As to the flowers - I haven't had a flower yet. Tulips are 1.50 each. The F.O. [Faithful One = Ida Baker] can't find anything sweet and reasonable. And it had been my plan to send you a basket the very first thing. Nothing but my horrid poverty stops that basket arriving. Manoukhin says that by the second week in May Ill feel perfectly well. Its exactly like being in prison and hearing somehow that there is a chance you may be let out. Now I know what a prisoner's dreams must be. I feel inclined to write a long story about a gaol bird. But I shouldn't know how to end it.
   I wonder how your novel is going? I am hard at Shakespeare again, tapping away at him like the birds tapped at my half coconut on the window sill.

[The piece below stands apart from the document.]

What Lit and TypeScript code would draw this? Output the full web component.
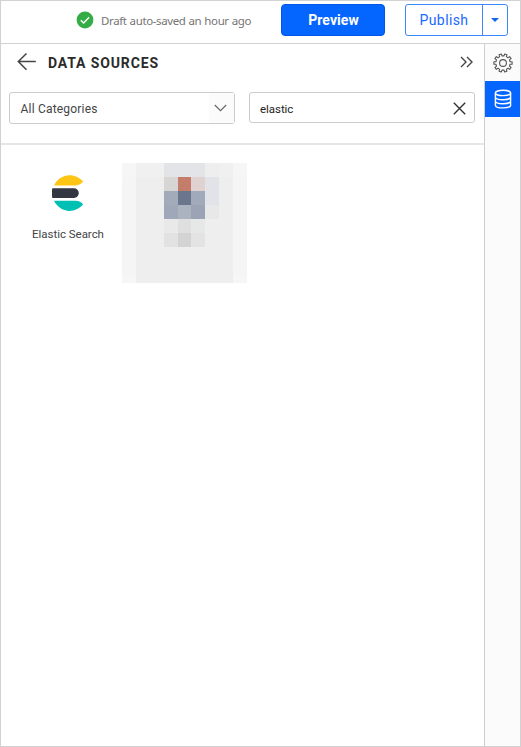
import { LitElement, html, css } from "lit";
import { customElement } from "lit/decorators.js";
import { styleMap } from "lit/directives/style-map.js";

const MOSAIC: string[][] = [
  ["#f6f6f6", "#f0f0f0", "#f0f0f0", "#e2e4e8", "#e3e4e8", "#e3e4e8", "#eeeeef", "#f0f0f0", "#f6f6f6"],
  ["#f5f5f5", "#eeeeee", "#eeeeee", "#d8d5d5", "#c47c6b", "#dfd2d0", "#e1e3e8", "#eeeeee", "#f5f5f5"],
  ["#f5f5f5", "#eeeeee", "#eeeeee", "#a2abb9", "#6a768b", "#a1aaba", "#e1e3e8", "#eeeeee", "#f5f5f5"],
  ["#f5f5f5", "#eeeeee", "#eeeeee", "#9fa8b8", "#abb3c1", "#9ca3b5", "#e8e8e8", "#eeeeee", "#f5f5f5"],
  ["#f5f5f5", "#eeeeee", "#eeeeee", "#e8e9e8", "#dfdfdf", "#e6e8e7", "#eeeeee", "#eeeeee", "#f5f5f5"],
  ["#f5f5f5", "#eeeeee", "#eeeeee", "#e2e2e2", "#d3d3d3", "#e3e3e3", "#eeeeee", "#eeeeee", "#f5f5f5"],
  ["#f5f5f5", "#eeeeee", "#eeeeee", "#eeeeee", "#eeeeee", "#eeeeee", "#eeeeee", "#eeeeee", "#f5f5f5"],
  ["#f5f5f5", "#eeeeee", "#eeeeee", "#eeeeee", "#eeeeee", "#eeeeee", "#eeeeee", "#eeeeee", "#f5f5f5"],
  ["#f6f6f6", "#eeeeee", "#eeeeee", "#eeeeee", "#eeeeee", "#eeeeee", "#eeeeee", "#eeeeee", "#f6f6f6"],
];

// Outline of a ten-toothed cog centred on (10, 10).
function cogPath(): string {
  const pts: string[] = [];
  for (let i = 0; i < 10; i++) {
    for (const [offset, r] of [[-10, 7.2], [-7.5, 9.2], [7.5, 9.2], [10, 7.2]]) {
      const a = ((i * 36 + offset) * Math.PI) / 180;
      pts.push(`${(10 + r * Math.cos(a)).toFixed(2)} ${(10 + r * Math.sin(a)).toFixed(2)}`);
    }
  }
  return `M${pts.join("L")}Z`;
}

@customElement("app-root")
export class AppRoot extends LitElement {
  static styles = css`
    :host {
      display: block;
      height: 747px;
      font-family: Roboto, "Liberation Sans", sans-serif;
      color: #333;
    }
    * { box-sizing: border-box; }
    svg { display: block; flex: none; fill: none; }
    button { font: inherit; padding: 0; margin: 0; border: 0; background: none; color: inherit; }
    .app {
      height: 747px;
      border: 1px solid #d2d2d2;
      background: #fff;
      display: flex;
      flex-direction: column;
    }
    .top {
      height: 43px;
      flex: none;
      border-bottom: 1px solid #d0d0d0;
      display: flex;
      align-items: flex-start;
      padding: 3px 12px 0 75px;
    }
    .status { display: flex; align-items: center; height: 32px; width: 205px; }
    .saved {
      font: 11.5px/16px "Noto Sans", sans-serif;
      color: #757575;
      margin-left: 7px;
      padding-top: 1px;
      white-space: nowrap;
      letter-spacing: -0.38px;
      word-spacing: 0.4px;
    }
    .preview {
      width: 104px;
      height: 32px;
      border-radius: 4px;
      border: 1px solid #0057e8;
      background: #0565ff;
      color: #fff;
      font-size: 14px;
      font-weight: 700;
      letter-spacing: 0.05px;
      padding-left: 1px;
    }
    .publish {
      margin-left: 20px;
      width: 103px;
      height: 32px;
      display: flex;
      border: 1px solid #3d86fb;
      border-radius: 3px;
      color: #1769ff;
    }
    .publish-main { width: 77px; font-size: 14px; font-weight: 450; letter-spacing: 0.4px; border-right: 1px solid #3d86fb; }
    .publish-more { flex: 1; display: grid; place-items: center; }
    .body { flex: 1; display: flex; min-height: 0; }
    .panel { flex: 1; }
    .controls { height: 101px; border-bottom: 2px solid #e6e6e6; }
    .title { height: 38px; padding: 0 12px 2px 16px; display: flex; align-items: center; }
    .title h1 {
      margin: 2px auto 0 12px;
      font-size: 14px;
      line-height: 18px;
      font-weight: 700;
      letter-spacing: 0.87px;
      color: #2b2b2b;
    }
    .filters { display: flex; align-items: flex-start; padding: 10px 9px 0 8px; gap: 14px; }
    .box {
      height: 31px;
      border: 1px solid #ccc;
      border-radius: 3px;
      display: flex;
      align-items: center;
      font-size: 12px;
      line-height: 16px;
    }
    .select { height: 32px; width: 226px; padding-left: 10.5px; letter-spacing: 0.2px; justify-content: space-between; color: #444; }
    .select > span:first-child { padding-top: 1px; }
    .drop { align-self: stretch; width: 25px; display: grid; place-items: center start; background: #fbfbfb; padding-left: 5px; }
    .search { width: 226px; padding: 1px 8px 0 10px; justify-content: space-between; color: #222; font-size: 11.5px; letter-spacing: -0.05px; }
    .search span { padding-top: 2px; }
    .sources { display: flex; padding: 18px 14px; }
    .source { width: 106px; margin-right: 1px; display: flex; flex-direction: column; align-items: center; padding-top: 12px; }
    .source span { font-size: 11.5px; line-height: 16px; margin-top: 15px; color: #444; letter-spacing: -0.03px; white-space: nowrap; }
    .mosaic {
      width: 125px;
      height: 120px;
      display: grid;
      grid-template-columns: repeat(9, 1fr);
      grid-template-rows: repeat(8, 14px) 8px;
    }
    .rail { width: 35px; background: #fbfbfb; box-shadow: -1px 0 0 #cfcfcf; }
    .rail button { width: 35px; height: 37px; display: grid; place-items: center; }
    .rail .active { background: #0565ff; height: 36px; }
  `;

  render() {
    return html`
      <div class="app">
        <header class="top">
          <div class="status">
            <svg width="18" height="18" viewBox="0 0 18 18">
              <circle cx="9" cy="9" r="8.4" fill="#34ad47" />
              <path d="M4.8 9.2 7.6 12l5.5-5.8" stroke="#fff" stroke-width="1.4" />
            </svg>
            <span class="saved">Draft auto-saved an hour ago</span>
          </div>
          <button class="preview">Preview</button>
          <div class="publish">
            <button class="publish-main">Publish</button>
            <button class="publish-more" aria-label="More">
              <svg width="8" height="4" viewBox="0 0 8 4"><path d="M0 0h8L4 4z" fill="#1264f0" /></svg>
            </button>
          </div>
        </header>
        <div class="body">
          <main class="panel">
            <section class="controls">
              <div class="title">
                <svg width="19" height="18" viewBox="0 0 19 18">
                  <path d="M18.8 8.5H1.5M9.5.5 1.3 8.5l8.2 8.3" stroke="#444" stroke-width="1.5" />
                </svg>
                <h1>DATA SOURCES</h1>
                <svg width="13" height="12" viewBox="0 0 13 12">
                  <path d="m1 1 5 5-5 5M7 1l5 5-5 5" stroke="#444" stroke-width="1.4" />
                </svg>
              </div>
              <div class="filters">
                <div class="box select">
                  <span>All Categories</span>
                  <span class="drop">
                    <svg width="13" height="8" viewBox="0 0 13 8"><path d="m.8 1 5.7 5.6L12.2 1" stroke="#666" stroke-width="1.2" /></svg>
                  </span>
                </div>
                <div class="box search">
                  <span>elastic</span>
                  <svg width="13" height="13" viewBox="0 0 13 13"><path d="m.8.8 11.4 11.4M12.2.8.8 12.2" stroke="#333" stroke-width="1.4" /></svg>
                </div>
              </div>
            </section>
            <section class="sources">
              <div class="source">
                <svg width="32" height="36" viewBox="0 0 32 36">
                  <path d="M2 10.4C4.9 4.4 10.8.2 17.5.2c5.4 0 10.6 2.6 13.6 6.4-1.5 2.4-4.4 3.8-7.4 3.8z" fill="#fec514" />
                  <path d="M.4 13.3H22a4.8 4.8 0 0 1 0 9.6H.4a18 18 0 0 1 0-9.6z" fill="#343741" />
                  <path d="M2 25.8h21.7c3 0 5.8 1.3 7.4 3.5-3 4-8.2 6.6-13.6 6.6-6.7 0-12.6-4.1-15.5-10.1z" fill="#00bfb3" />
                </svg>
                <span>Elastic Search</span>
              </div>
              <div class="mosaic">
                ${MOSAIC.flat().map((background) => html`<i style=${styleMap({ background })}></i>`)}
              </div>
            </section>
          </main>
          <nav class="rail">
            <button aria-label="Settings">
              <svg width="20" height="20" viewBox="0 0 20 20" stroke="#555" stroke-width="1.1" stroke-linejoin="round">
                <path d=${cogPath()} /><circle cx="10" cy="10" r="3.4" />
              </svg>
            </button>
            <button class="active" aria-label="Data">
              <svg width="18" height="20" viewBox="0 0 18 20" stroke="#fff" stroke-width="1.4">
                <ellipse cx="9" cy="3.9" rx="7.6" ry="2.7" />
                <path d="M1.4 4v12.2c0 1.5 3.4 2.7 7.6 2.7s7.6-1.2 7.6-2.7V4M1.4 8c0 1.5 3.4 2.7 7.6 2.7s7.6-1.2 7.6-2.7M1.4 12c0 1.5 3.4 2.7 7.6 2.7s7.6-1.2 7.6-2.7" />
              </svg>
            </button>
          </nav>
        </div>
      </div>
    `;
  }
}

   The F.O. has been looking for small flats. Yesterday she found one - "very nice", where five girls with bobbed hair lived with their uncle. It was, she confessed rather full of beds at the moment. But when the girls, who were from the country had gone the beds would be whisked away. And the concierge was most agreeable. The house very quiet. It seemed to me rather a strange menage but I went to see over it today. Really the F.O. is like Una in the Fairy Queen. She is too innocent for words to express. That flat! Those bobbed haired girls! ‘Uncle' had departed but two cigars remained to prove as F.O. murmured to me "that a man lived there". And the BEDS. Merciful Powers! There was something horribly pathetic about it in the pale afternoon light, in its attempts at gaiety, at real flowering. But the whole place will haunt me for ever. I said to the F.O. as we left "But its a bawdy-house." And after a long pause she said "Dear me! I had never imagined such a thing. But I quite see what you mean!" [To Elizabeth, Countess Russell, 8 February 1922.]